Standard terms and conditions for purchase orders
‘Agreement’ means the agreement to purchase and supply goods and / or services made between the Supplier and Meridian Energy on these terms and conditions pursuant to this purchase order.
‘Supplier ‘means the person or organisation who is supplying the goods or services to Meridian Energy.
‘Meridian Energy’ means Meridian Energy Limited and its subsidiary businesses, successors and assigns.
These terms and conditions apply to all orders to purchase goods or services made by Meridian Energy, unless Meridian Energy agrees otherwise in writing. The Supplier, by supplying the goods or services, is deemed to have accepted these terms and conditions, which may not be varied without the written consent of Meridian Energy. These terms and conditions shall take precedence over any of the Supplier’s terms and conditions, unless the parties agree otherwise in writing.
Notwithstanding anything to the contrary in any standard terms and conditions of the Supplier, the Supplier warrants that the goods/services supplied:
- are of a good quality, having regard to good industry practices for the industry in which the Supplier operates;
- comply with any description, sample or representation that has been provided to Meridian Energy;
- comply with any specification that has been provided to the Supplier by Meridian Energy;
- are fit for their normal purpose or any other particular purpose Meridian Energy has made known to the Supplier;
- are not hazardous and do not contain hazardous items or materials (including asbestos) unless this has been notified to and agreed with Meridian Energy;
- will be supplied within any time period agreed by the parties, or in the event no such period is agreed then within a reasonable time of the order being placed; and
- will comply with all applicable statutes, regulations, New Zealand and international standards, and with any policies of Meridian Energy.
- In providing goods and services, the Supplier warrants that it will exercise the degree of skill, care and diligence of a competent and qualified professional. The Supplier also warrants that it shall:
- comply in full with the law including all resource consents, and with any Meridian Energy policies (including requirements relating to site inductions and site access and attendance) when supplying any goods or services;
- comply with the reasonable directions of Meridian Energy when supplying any goods or services;
- keep any confidential information supplied by Meridian Energy confidential, shall use such information only for the purpose it is provided, and shall return such information to Meridian Energy at Meridian Energy’s request; and
Any intellectual property generated by the Supplier in providing services to Meridian Energy shall be the property of Meridian Energy.

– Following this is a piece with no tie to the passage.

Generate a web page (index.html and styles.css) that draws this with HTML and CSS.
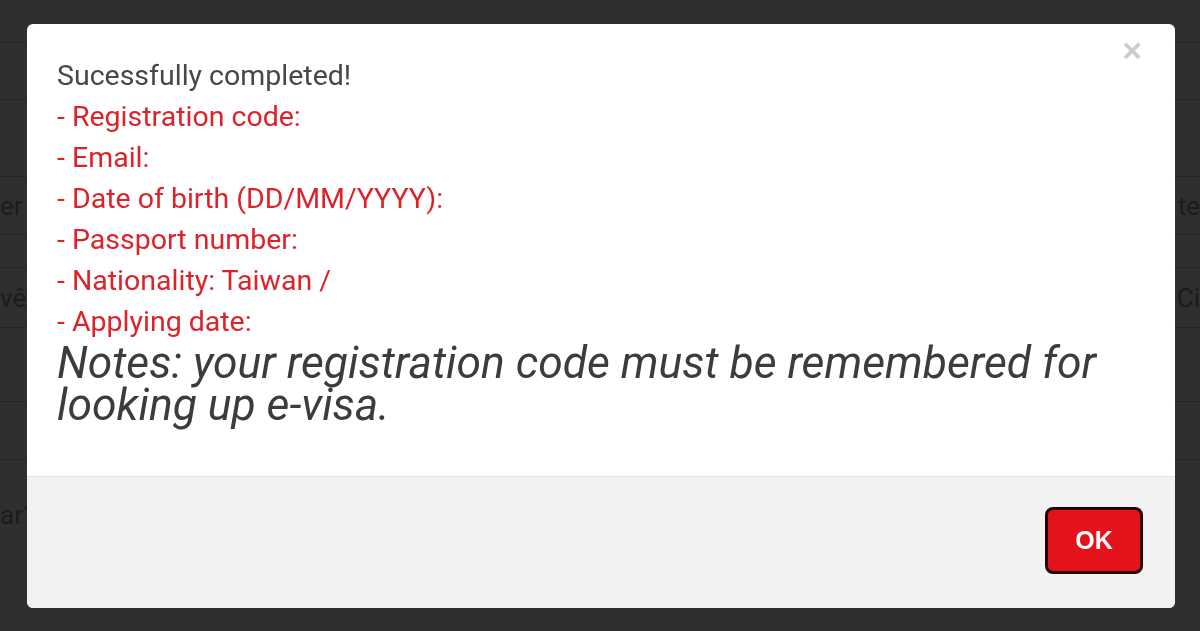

Notwithstanding anything to the contrary in any Supplier’s terms and conditions, the Supplier hereby indemnifies Meridian Energy against all costs, damages (whether direct or indirect), proceedings, losses or other expenses incurred by Meridian as a result of any failure to comply with the warranties specified above.
5. Payment terms
The payment terms for the goods or services to be supplied by the Supplier are to be agreed by the Supplier and Meridian Energy prior to the supply. In the event that the payment terms are not agreed to prior to the supply, then the parties agree that payment is to be made by Meridian Energy to the Supplier by the twentieth (20th) day of the month following receipt by Meridian Energy of an appropriate invoice for the goods or services from the Supplier (such invoice complying in all respects with the requirements of the Goods and Services Tax Act 1985, where appropriate). Meridian Energy shall not be required to pay any part of an invoice that is genuinely and reasonably disputed, until such dispute is resolved.
6. Ownership of goods
Unless specifically agreed in writing by the parties, ownership in any goods supplied to Meridian Energy passes to Meridian Energy when delivery of goods takes place to Meridian’s premises or such other premises as nominated by Meridian to the Supplier, with risk in the goods also passing to Meridian Energy at that time.
In the event that the goods or services provided by the Supplier fail to comply with any of the warranties above, then Meridian Energy may at its option and without limiting any of its other rights against the Supplier, either:
- cancel this Agreement; or
- return the goods to the Supplier; and
the Supplier shall refund the purchase price of the goods or services and all reasonable costs of Meridian Energy incurred by the
cancellation (including, in the case of return of goods, any costs of returning the goods).
8. Limitation of Meridian's liability
Meridian Energy’s liability to the Supplier is limited to the price payable under the purchase order and Meridian Energy will have no liability to the Supplier for any loss of profits, income or opportunity, or for any indirect or consequential damage or loss.